As you enter Saskatchewan on 51 highway west of Kerrobert you go by the backside of one of those “Welcome to Alberta” billboards.  The only reason I noticed this one today is because some wag has scrawled “rough roads ahead” on the back of it so that you see the message as you enter Saskatchewan.

I should be offended by the stupid act of vandalism but today I wasn’t.  Partly because it’s the Alberta taxpayers who will ultimately have to pay to have the graffiti cleaned up but mostly because the message is unfortunately and uncomfortably true.  For too many years successive Saskatchewan (socialist) governments have ignored the province’s infrastructure in order to spend money on feel-good social programs.  Now the chickens are coming home to roost. 

The Wall government has been pouring money back into the highway system but it takes a long time to turn that boat around.  Nobody likes to run into construction delays when they travel and for years in Saskatchewan you never did.  Fortunately it’s now much more common to be stopped for construction and in the long run that’s a good thing.

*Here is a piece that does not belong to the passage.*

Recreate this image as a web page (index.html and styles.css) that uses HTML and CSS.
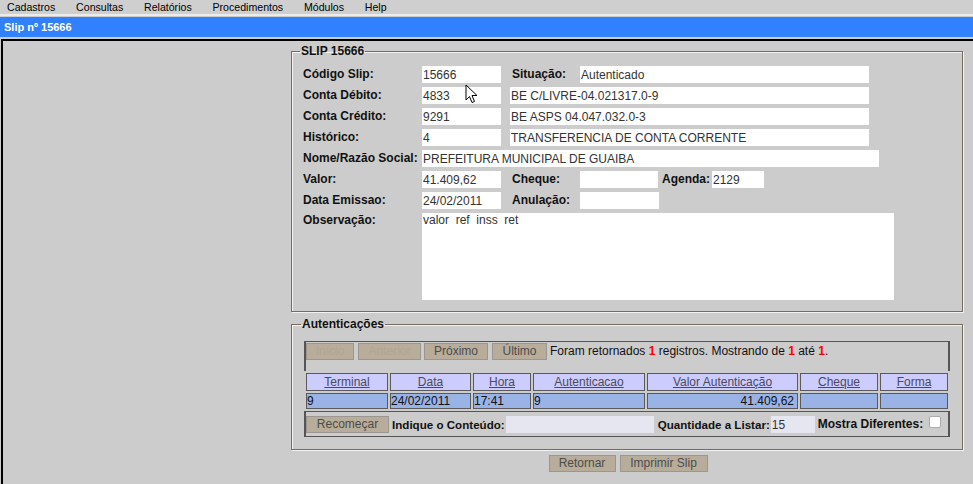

Today we left Lacombe sometime after noon and headed east.  The nitwit at the Petrocan in Lacombe was all alone so he couldn’t pump any propane for us but I found a station in Consort that had more than one employee on duty so we were able to get filled up with Alberta diesel fuel and propane.  Tonight we’re on the street in Kerrobert and tomorrow night we’ll likely be back in Buchanan.

There’s still a surprising amount of crop out, more so on the Alberta side of the border but even here there’s still the occasional field standing.  There were a lot of combines going today and you could see freshly harvested fields in every direction. 

As we were breaking camp in Lacombe I was thinking about how many Thanksgiving weekends I have spent keeping a skeleton crew going so that most of my staff could have the weekend off.  By this time of year we weren’t usually very busy but even in a year where the good guys were all cleaned up there would always be some fool who had to be last and had to go all Thanksgiving weekend.   There are some aspects of the business that I occasionally miss but being a slave to somebody else’s schedule isn’t one of them.  Particularly I don’t miss serving people who couldn’t get their work done on time and then tried to make their crisis my emergency.